Non abbattere ogni regola, ma imporre la sua
X factor A cosa corrispondono le sovrabbondanti esternazioni di Elon Musk sulla sua X, i giudizi perentori su amici e nemici, le pillole di dottrina reazionaria che diffonde nel mondo dalla sua […]
A cosa corrispondono le sovrabbondanti esternazioni di Elon Musk sulla sua X, i giudizi perentori su amici e nemici, le pillole di dottrina reazionaria che diffonde nel mondo dalla sua nuova posizione di superconsigliere (se non creatore) dell’imperatore? Sono solo increspature non insignificanti sulla superficie di un potere di “ingerenza” che ha pochi eguali tra gli imprenditori privati di ogni tempo. Musk è l’esemplare più in vista non tanto del più classico capitalismo delle piattaforme, quanto di un altro.
Quello delle produzioni d’avanguardia, e di quella tecnocrazia su larga scala sostenuta da enormi risorse finanziarie, che intrattiene un rapporto diretto con il potere politico e coltiva una propria idea di società.

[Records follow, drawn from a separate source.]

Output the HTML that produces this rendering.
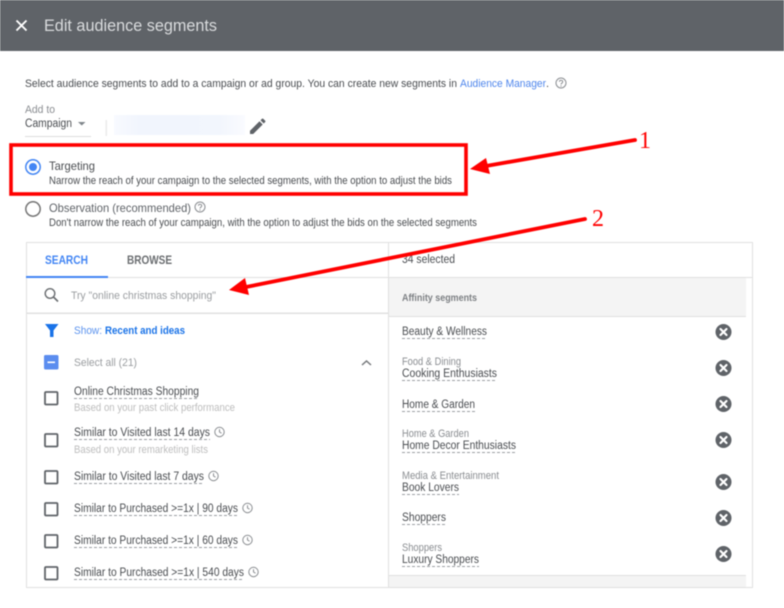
<!DOCTYPE html>
<html><head><meta charset="utf-8"><style>
html,body{margin:0;padding:0;background:#fff;width:784px;height:608px;overflow:hidden}
svg{display:block;filter:blur(.4px)}
text{font-family:"Liberation Sans",sans-serif;white-space:pre}
.b{font-size:12px;fill:#4a4d51}
.n{font-size:11.5px;fill:#4a4d51}
.s{font-size:11px;fill:#4a4d51}
.g{font-size:10.8px;fill:#bdbdbd}
.c{font-size:11.2px;fill:#8a8d91}
.p{font-size:11.3px;fill:#9a9da0}
.d{stroke:#9b9ea1;stroke-width:1;stroke-dasharray:3 2;fill:none}
.cb{fill:none;stroke:#5f6368;stroke-width:1.8}
.cl{fill:none;stroke:#8a8d91;stroke-width:1}
.r{font-family:"Liberation Serif",serif;font-size:24px;fill:#f00}
</style></head><body>
<svg width="784" height="608" viewBox="0 0 784 608" xmlns="http://www.w3.org/2000/svg">
<defs>
<linearGradient id="bl" x1="0" x2="1" y1="0" y2="0"><stop offset="0" stop-color="#f8faff"/><stop offset=".2" stop-color="#f1f5fd"/><stop offset=".8" stop-color="#f2f6fd"/><stop offset="1" stop-color="#fafbff"/></linearGradient>
<g id="clk"><circle cx="0" cy="0" r="4.7" class="cl"/><path d="M0-2.700V0L2 1.200" class="cl"/></g>
<g id="xc"><circle r="8" fill="#5f6368"/><path d="M-3-3L3 3M3-3L-3 3" stroke="#fff" stroke-width="2.200" stroke-linecap="round"/></g>
<g id="hp"><circle r="5" class="cl"/><path d="M-1.600-1.200C-1.600-3.200 1.700-3.200 1.700-1.100C1.700 .2 0 .2 0 1.500" class="cl"/><circle cy="3" r=".6" fill="#8a8d91"/></g>
</defs>
<rect width="784" height="608" fill="#fff"/>
<!-- header -->
<rect width="784" height="51" fill="#5f6368"/>
<path d="M16.500 20.500L26.500 30.500M26.500 20.500L16.500 30.500" stroke="#fff" stroke-width="1.900"/>
<text x="44" y="31" fill="#d9dbdd" textLength="173" lengthAdjust="spacingAndGlyphs" style="font-size:16.500px">Edit audience segments</text>
<!-- intro -->
<text class="s" x="25" y="87" textLength="432" lengthAdjust="spacingAndGlyphs">Select audience segments to add to a campaign or ad group. You can create new segments in</text>
<text class="s" x="460" y="87" style="fill:#4f86ec" textLength="86" lengthAdjust="spacingAndGlyphs">Audience Manager</text>
<text class="s" x="546" y="87">.</text>
<use href="#hp" x="561" y="83"/>
<!-- add to -->
<text class="c" x="25" y="113" textLength="30" lengthAdjust="spacingAndGlyphs">Add to</text>
<text class="n" x="25" y="127" textLength="47" lengthAdjust="spacingAndGlyphs">Campaign</text>
<path d="M78 122h7.500l-3.750 3.500z" fill="#80868b"/>
<rect x="25" y="136" width="66" height="1" fill="#dcdcdc"/>
<rect x="105.500" y="120" width="1.500" height="16" fill="#ebebeb"/>
<rect x="114" y="115" width="131" height="20" fill="url(#bl)"/>
<path d="M250 134v-3.200l9.500-9.500 3.200 3.200-9.500 9.500zM260.500 120.300l1.500-1.500q.6-.5 1.200 0l2 2q.5.6 0 1.200l-1.500 1.500z" fill="#5f6368"/>
<!-- red box -->
<rect x="11" y="145" width="455" height="49" fill="none" stroke="#f00" stroke-width="3.600"/>
<!-- radios -->
<circle cx="33" cy="167" r="7.200" fill="none" stroke="#4285f4" stroke-width="1.500"/>
<circle cx="33" cy="167" r="4" fill="#4285f4"/>
<text class="b" x="49" y="170" textLength="46" lengthAdjust="spacingAndGlyphs">Targeting</text>
<text class="s" x="49" y="184" style="font-size:10.800px" textLength="403" lengthAdjust="spacingAndGlyphs">Narrow the reach of your campaign to the selected segments, with the option to adjust the bids</text>
<circle cx="33" cy="209" r="7.200" fill="none" stroke="#757575" stroke-width="1.500"/>
<text class="b" x="49" y="212" style="fill:#5f6368" textLength="142" lengthAdjust="spacingAndGlyphs">Observation (recommended)</text>
<use href="#hp" x="200" y="207"/>
<text class="s" x="49" y="226" style="font-size:10.800px" textLength="428" lengthAdjust="spacingAndGlyphs">Don't narrow the reach of your campaign, with the option to adjust the bids on the selected segments</text>
<!-- panel -->
<rect x="26.500" y="242.500" width="726" height="345" fill="#fff" stroke="#e0e0e0"/>
<rect x="388" y="243" width="1" height="344" fill="#e0e0e0"/>
<rect x="27" y="277" width="361" height="1" fill="#e0e0e0"/>
<rect x="26" y="276" width="82" height="2" fill="#4285f4"/>
<text x="45" y="264" style="font-size:11.500px;fill:#4285f4;font-weight:bold" textLength="43" lengthAdjust="spacingAndGlyphs">SEARCH</text>
<text x="127" y="264" style="font-size:11.500px;fill:#6a6d70;font-weight:bold" textLength="45" lengthAdjust="spacingAndGlyphs">BROWSE</text>
<circle cx="50" cy="293.500" r="4.800" fill="none" stroke="#6a6d70" stroke-width="1.400"/>
<path d="M53.500 297L58 301.500" stroke="#6a6d70" stroke-width="1.600"/>
<text class="p" x="71" y="299" textLength="145" lengthAdjust="spacingAndGlyphs">Try "online christmas shopping"</text>
<rect x="27" y="312.500" width="361" height="1.500" fill="#e0e0e0"/>
<path d="M45 324h13.500l-5 6.500v6.500h-3.500v-6.500z" fill="#1a73e8"/>
<text class="s" x="74" y="334" style="fill:#5b93ee" textLength="28" lengthAdjust="spacingAndGlyphs">Show:</text>
<text class="s" x="105" y="334" style="fill:#1a73e8;font-weight:bold" textLength="80" lengthAdjust="spacingAndGlyphs">Recent and ideas</text>
<rect x="44" y="355" width="14.500" height="14.500" rx="1.500" fill="#5b8def"/>
<rect x="47.500" y="361.500" width="7.500" height="1.600" fill="#fff"/>
<text class="p" x="74" y="366" textLength="63" lengthAdjust="spacingAndGlyphs">Select all (21)</text>
<path d="M362 365l4.500-4 4.500 4" fill="none" stroke="#75787b" stroke-width="1.500"/>
<!-- left list -->
<rect class="cb" x="45" y="392" width="12.500" height="12.500" rx="1"/>
<text class="n" x="74" y="395" textLength="125" lengthAdjust="spacingAndGlyphs">Online Christmas Shopping</text>
<path class="d" d="M74 398.500H199"/>
<text class="g" x="74" y="411" textLength="161" lengthAdjust="spacingAndGlyphs">Based on your past click performance</text>
<rect class="cb" x="45" y="434" width="12.500" height="12.500" rx="1"/>
<text class="n" x="74" y="436" textLength="136" lengthAdjust="spacingAndGlyphs">Similar to Visited last 14 days</text>
<path class="d" d="M74 439.500H210"/>
<use href="#clk" x="219.500" y="432"/>
<text class="g" x="74" y="453" textLength="134" lengthAdjust="spacingAndGlyphs">Based on your remarketing lists</text>
<rect class="cb" x="45" y="471" width="12.500" height="12.500" rx="1"/>
<text class="n" x="74" y="480" textLength="130" lengthAdjust="spacingAndGlyphs">Similar to Visited last 7 days</text>
<path class="d" d="M74 483.500H204"/>
<use href="#clk" x="213.500" y="476"/>
<rect class="cb" x="45" y="503" width="12.500" height="12.500" rx="1"/>
<text class="n" x="74" y="512" textLength="164" lengthAdjust="spacingAndGlyphs">Similar to Purchased &gt;=1x | 90 days</text>
<path class="d" d="M74 515.500H238"/>
<use href="#clk" x="247.500" y="508"/>
<rect class="cb" x="45" y="535" width="12.500" height="12.500" rx="1"/>
<text class="n" x="74" y="544" textLength="164" lengthAdjust="spacingAndGlyphs">Similar to Purchased &gt;=1x | 60 days</text>
<path class="d" d="M74 547.500H238"/>
<use href="#clk" x="247.500" y="540"/>
<rect class="cb" x="45" y="567" width="12.500" height="12.500" rx="1"/>
<text class="n" x="74" y="576" textLength="170" lengthAdjust="spacingAndGlyphs">Similar to Purchased &gt;=1x | 540 days</text>
<path class="d" d="M74 579.500H244"/>
<use href="#clk" x="253.500" y="572"/>
<!-- right -->
<text class="n" x="402" y="263" textLength="53" lengthAdjust="spacingAndGlyphs">34 selected</text>
<rect x="389" y="277" width="363" height="1" fill="#e0e0e0"/>
<rect x="389" y="278" width="357" height="38" fill="#f4f4f4"/>
<rect x="389" y="316" width="357" height="1" fill="#e0e0e0"/>
<text x="402" y="301" style="font-size:10.500px;fill:#7d8084;font-weight:bold" textLength="75" lengthAdjust="spacingAndGlyphs">Affinity segments</text>
<text class="n" x="402" y="335" textLength="85" lengthAdjust="spacingAndGlyphs">Beauty &amp; Wellness</text>
<path class="d" d="M402 338.500H487"/>
<text class="c" x="402" y="365" textLength="59" lengthAdjust="spacingAndGlyphs">Food &amp; Dining</text>
<text class="n" x="402" y="377" textLength="95" lengthAdjust="spacingAndGlyphs">Cooking Enthusiasts</text>
<path class="d" d="M402 380.500H497"/>
<text class="n" x="402" y="408" textLength="73" lengthAdjust="spacingAndGlyphs">Home &amp; Garden</text>
<path class="d" d="M402 411.500H475"/>
<text class="c" x="402" y="437" textLength="67" lengthAdjust="spacingAndGlyphs">Home &amp; Garden</text>
<text class="n" x="402" y="449" textLength="114" lengthAdjust="spacingAndGlyphs">Home Decor Enthusiasts</text>
<path class="d" d="M402 452.500H516"/>
<text class="c" x="402" y="479" textLength="97" lengthAdjust="spacingAndGlyphs">Media &amp; Entertainment</text>
<text class="n" x="402" y="491" textLength="57" lengthAdjust="spacingAndGlyphs">Book Lovers</text>
<path class="d" d="M402 494.500H459"/>
<text class="n" x="402" y="521" textLength="44" lengthAdjust="spacingAndGlyphs">Shoppers</text>
<path class="d" d="M402 524.500H446"/>
<text class="c" x="402" y="551" textLength="40" lengthAdjust="spacingAndGlyphs">Shoppers</text>
<text class="n" x="402" y="563" textLength="77" lengthAdjust="spacingAndGlyphs">Luxury Shoppers</text>
<path class="d" d="M402 566.500H479"/>
<use href="#xc" x="723.500" y="332"/>
<use href="#xc" x="723.500" y="368"/>
<use href="#xc" x="723.500" y="404"/>
<use href="#xc" x="723.500" y="440"/>
<use href="#xc" x="723.500" y="482"/>
<use href="#xc" x="723.500" y="518"/>
<use href="#xc" x="723.500" y="554"/>
<rect x="389" y="575" width="357" height="1" fill="#e0e0e0"/>
<rect x="389" y="576" width="357" height="11" fill="#f4f4f4"/>
<!-- arrows -->
<path d="M635 140L486 166" stroke="#f00" stroke-width="3.800" stroke-linecap="round"/>
<path d="M470 169L486 158L490 174z" fill="#f00"/>
<text class="r" x="639" y="148">1</text>
<path d="M585 219L246 287" stroke="#f00" stroke-width="3.800" stroke-linecap="round"/>
<path d="M229 290L245 278L249 295z" fill="#f00"/>
<text class="r" x="592" y="226">2</text>
</svg>
</body></html>
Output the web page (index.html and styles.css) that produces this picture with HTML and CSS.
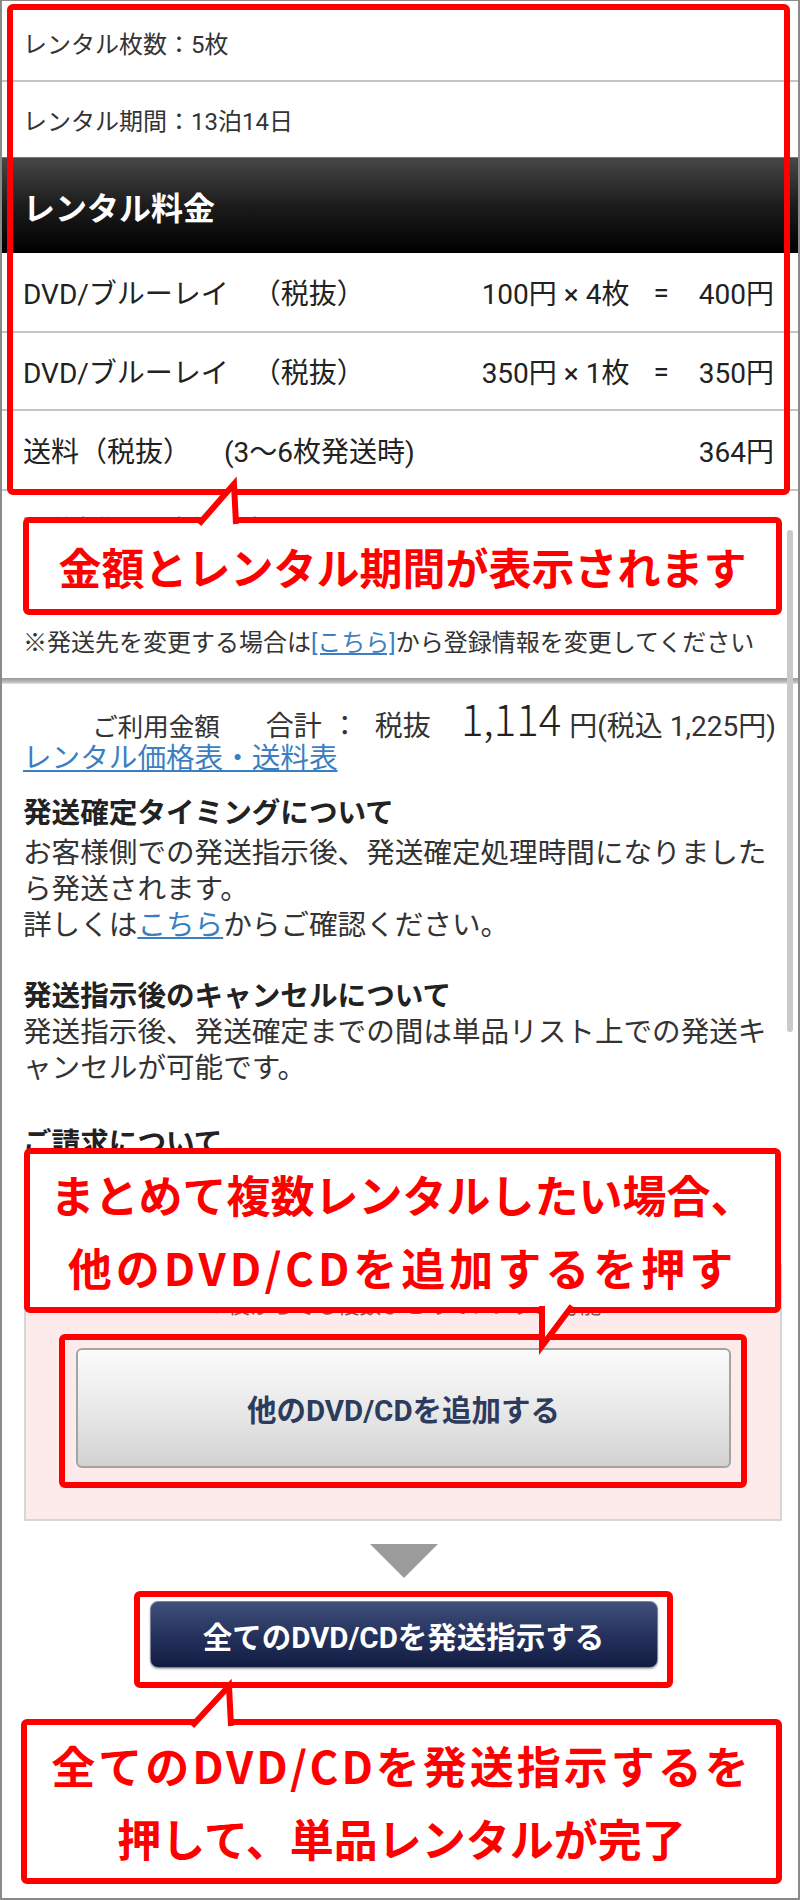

La domanda alla quale converrà allora applicarsi è quale forma di capitalismo esprima questo genere di oligarchie, quali strumenti di comando sul lavoro e di appropriazione delle conoscenze ne abbiano edificato gli imperi, in quale modo siano riuscite a conquistarsi l’ammirazione, il seguito (e la soggezione) del grande pubblico e infine quale rapporto, di forza o di simbiosi, di dipendenza o di condizionamento, intrattengano con il potere politico. Di certo è evidente il salto di paradigma, la soluzione di continuità con il liberalismo classico, con il suo pluralismo competitivo e con la sua pretesa di deregulation. Qui non si tratta solo di sgomberare il campo dalle regole che risultino d’intralcio quanto di imporre e stabilire la propria, garantendola attraverso un patto di ferro con il potere politico. Una regola che assume i tratti di una vera e propria visione di società.
Margaret Thatcher nell’epoca trionfante della controrivoluzione neoliberale sosteneva che la società non esiste, ma esistono solo gli individui. Musk e i suoi simili sembrano sostenere al contrario che la società esiste eccome e che deve corrispondere alla loro visione: un modello destinato ad affermarsi attraverso un generale consenso ottenuto senza democrazia. Non è più questione del libero gioco tra interessi particolari in competizione tra loro, del prodotto spontaneo di una dinamica socio-economica priva di regia, ma, tutto al contrario, di un disegno e di un disegnatore che sembra disporre di risorse e di poteri infiniti. A differenza del liberalismo classico che affidava al vizio e all’egoismo dei singoli, (come illustrato nella celebre favola delle api di Mandeville), un ruolo decisivo, quello cioè di generare nella loro interazione il benessere della società, il capitalismo digitale e aerospaziale si propone come visione “morale”, laddove l’efficienza produttiva e la politica autoritaria si presentano in primo luogo come lotta contro il male. Il legame con le correnti ultraconservatrici, con il moralismo disciplinare, l’impostazione gerarchica e l’insistenza sulla fedeltà al capo ne sono caratteristiche del tutto intrinseche. Sebbene i meccanismi oggettivi dell’accumulazione continuino a sottendere la formazione dei patrimoni e dei poteri economici, l’elemento soggettivo ed egotico emerge con sempre maggiore evidenza. Trump sarebbe del tutto fuori luogo in un quadro classico di capitalismo liberale.
I satelliti, i missili, gli avveniristici programmi spaziali e in un certo senso anche l’intelligenza artificiale prima di essere incorporata nei vari prodotti tecnologici di mercato, non sono merci destinate al consumatore, ma a stati governi o altre macroforme di organizzazione del potere. A questi soggetti il capitalismo di Musk e della Silicon Valley reazionaria rivolgono la propria attenzione e riescono a rendersi indispensabili. Non la società civile ma lo stato è l’interlocutore privilegiato di questo capitalismo visionario. Ed è per questa ragione che la forma dello stato e le sue tendenze politiche sono così decisive per le nuove oligarchie. Che cosa tutto questo possa significare per il futuro della democrazia è facile intuire.